** START RECORDS SUPPLIED **

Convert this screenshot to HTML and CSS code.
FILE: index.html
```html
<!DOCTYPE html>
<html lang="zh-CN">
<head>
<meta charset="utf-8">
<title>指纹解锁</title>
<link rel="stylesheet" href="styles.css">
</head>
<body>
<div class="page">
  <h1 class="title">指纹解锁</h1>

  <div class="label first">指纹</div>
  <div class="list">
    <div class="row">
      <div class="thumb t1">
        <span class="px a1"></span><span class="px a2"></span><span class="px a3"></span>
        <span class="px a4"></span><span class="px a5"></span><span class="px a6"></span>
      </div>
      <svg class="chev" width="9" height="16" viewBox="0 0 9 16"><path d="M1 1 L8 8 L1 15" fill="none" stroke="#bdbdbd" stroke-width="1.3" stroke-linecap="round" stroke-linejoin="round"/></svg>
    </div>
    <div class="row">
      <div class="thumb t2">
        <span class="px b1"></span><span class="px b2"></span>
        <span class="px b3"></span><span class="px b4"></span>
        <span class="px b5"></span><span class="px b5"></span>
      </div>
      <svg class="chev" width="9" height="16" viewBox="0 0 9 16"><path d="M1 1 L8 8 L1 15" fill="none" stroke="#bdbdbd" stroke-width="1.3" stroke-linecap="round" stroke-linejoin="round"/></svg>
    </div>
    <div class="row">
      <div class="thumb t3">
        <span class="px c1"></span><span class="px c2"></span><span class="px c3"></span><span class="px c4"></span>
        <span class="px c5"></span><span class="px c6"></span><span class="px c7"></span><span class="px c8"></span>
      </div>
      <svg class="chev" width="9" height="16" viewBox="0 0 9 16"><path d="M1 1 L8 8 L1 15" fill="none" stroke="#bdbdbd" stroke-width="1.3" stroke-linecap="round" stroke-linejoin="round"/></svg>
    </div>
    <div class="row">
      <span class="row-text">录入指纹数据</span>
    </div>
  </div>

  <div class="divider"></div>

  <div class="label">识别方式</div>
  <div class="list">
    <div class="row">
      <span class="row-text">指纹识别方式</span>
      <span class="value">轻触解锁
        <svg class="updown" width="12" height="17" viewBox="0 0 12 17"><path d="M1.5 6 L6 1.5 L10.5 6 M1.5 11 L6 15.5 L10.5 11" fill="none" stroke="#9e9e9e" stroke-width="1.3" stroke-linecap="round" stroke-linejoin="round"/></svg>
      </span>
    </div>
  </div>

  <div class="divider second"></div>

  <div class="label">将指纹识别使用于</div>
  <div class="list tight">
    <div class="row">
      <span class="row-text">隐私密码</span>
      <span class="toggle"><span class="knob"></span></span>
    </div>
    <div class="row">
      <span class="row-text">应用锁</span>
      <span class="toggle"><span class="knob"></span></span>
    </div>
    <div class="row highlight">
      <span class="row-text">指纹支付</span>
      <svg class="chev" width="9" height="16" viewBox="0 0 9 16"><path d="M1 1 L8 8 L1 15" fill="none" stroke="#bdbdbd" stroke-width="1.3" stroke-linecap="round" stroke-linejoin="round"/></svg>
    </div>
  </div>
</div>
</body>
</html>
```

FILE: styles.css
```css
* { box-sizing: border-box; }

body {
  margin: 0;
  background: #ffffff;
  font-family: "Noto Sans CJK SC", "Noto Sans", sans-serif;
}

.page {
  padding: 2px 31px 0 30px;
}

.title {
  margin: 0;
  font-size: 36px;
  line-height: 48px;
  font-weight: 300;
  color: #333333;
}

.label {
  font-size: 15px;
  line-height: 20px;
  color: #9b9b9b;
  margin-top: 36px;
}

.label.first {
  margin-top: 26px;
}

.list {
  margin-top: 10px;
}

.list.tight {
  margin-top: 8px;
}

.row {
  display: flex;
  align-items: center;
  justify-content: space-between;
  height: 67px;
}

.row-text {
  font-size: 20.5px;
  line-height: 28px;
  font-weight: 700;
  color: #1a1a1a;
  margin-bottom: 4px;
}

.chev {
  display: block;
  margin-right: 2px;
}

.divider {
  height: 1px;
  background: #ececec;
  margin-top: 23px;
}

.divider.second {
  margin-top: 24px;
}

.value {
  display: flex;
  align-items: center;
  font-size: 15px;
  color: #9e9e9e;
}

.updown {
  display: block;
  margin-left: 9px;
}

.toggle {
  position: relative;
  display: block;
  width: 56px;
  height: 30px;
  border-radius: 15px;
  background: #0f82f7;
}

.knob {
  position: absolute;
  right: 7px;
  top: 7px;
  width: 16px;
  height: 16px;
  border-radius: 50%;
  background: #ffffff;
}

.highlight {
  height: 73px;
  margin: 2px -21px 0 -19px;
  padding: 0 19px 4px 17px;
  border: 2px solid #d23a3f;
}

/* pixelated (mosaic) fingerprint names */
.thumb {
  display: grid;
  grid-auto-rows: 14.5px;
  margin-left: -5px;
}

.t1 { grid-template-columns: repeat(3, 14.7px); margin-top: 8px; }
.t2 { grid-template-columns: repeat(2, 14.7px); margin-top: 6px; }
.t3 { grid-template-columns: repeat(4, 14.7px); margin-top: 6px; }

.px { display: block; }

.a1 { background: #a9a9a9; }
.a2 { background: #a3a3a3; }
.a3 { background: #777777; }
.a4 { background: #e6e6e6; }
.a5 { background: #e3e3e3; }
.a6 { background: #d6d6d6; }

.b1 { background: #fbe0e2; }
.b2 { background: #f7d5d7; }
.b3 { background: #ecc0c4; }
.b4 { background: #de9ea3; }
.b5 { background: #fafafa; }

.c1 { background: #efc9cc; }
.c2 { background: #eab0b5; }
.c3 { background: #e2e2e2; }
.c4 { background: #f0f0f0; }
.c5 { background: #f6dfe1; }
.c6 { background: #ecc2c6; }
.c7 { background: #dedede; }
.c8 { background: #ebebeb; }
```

** END RECORDS SUPPLIED **
** START RECORDS SUPPLIED **

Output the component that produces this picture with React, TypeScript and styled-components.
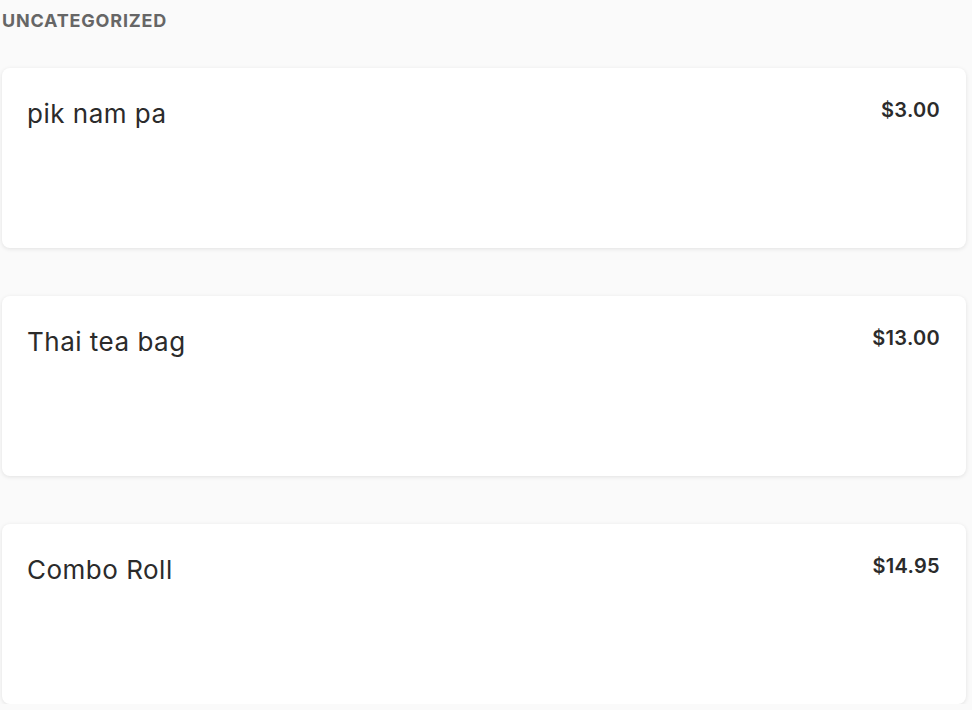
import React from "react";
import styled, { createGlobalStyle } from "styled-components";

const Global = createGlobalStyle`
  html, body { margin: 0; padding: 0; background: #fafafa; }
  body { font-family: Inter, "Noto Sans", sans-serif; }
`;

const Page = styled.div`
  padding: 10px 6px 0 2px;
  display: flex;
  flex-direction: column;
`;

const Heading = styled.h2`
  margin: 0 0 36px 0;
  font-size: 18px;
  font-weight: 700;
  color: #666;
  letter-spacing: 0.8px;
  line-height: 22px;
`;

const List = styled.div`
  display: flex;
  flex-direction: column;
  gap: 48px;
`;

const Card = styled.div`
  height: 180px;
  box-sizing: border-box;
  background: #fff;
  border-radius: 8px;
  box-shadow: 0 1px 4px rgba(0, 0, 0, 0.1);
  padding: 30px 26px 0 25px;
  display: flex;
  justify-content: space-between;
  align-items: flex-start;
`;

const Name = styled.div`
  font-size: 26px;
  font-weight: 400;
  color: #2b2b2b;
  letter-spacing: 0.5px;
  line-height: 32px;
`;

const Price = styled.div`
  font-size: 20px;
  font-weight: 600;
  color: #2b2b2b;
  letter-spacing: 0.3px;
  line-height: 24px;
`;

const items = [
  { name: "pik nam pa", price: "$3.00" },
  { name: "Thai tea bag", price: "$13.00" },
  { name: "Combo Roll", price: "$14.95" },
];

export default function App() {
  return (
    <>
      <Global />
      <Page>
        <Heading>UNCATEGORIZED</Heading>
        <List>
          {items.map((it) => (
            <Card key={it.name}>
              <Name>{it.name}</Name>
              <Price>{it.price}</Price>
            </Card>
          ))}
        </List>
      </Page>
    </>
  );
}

** END RECORDS SUPPLIED **

## YOUR OBJECTIVE
Among the lines above, determine how many hold the word "this"; report the figure alone.

## CORRECT ANSWER
2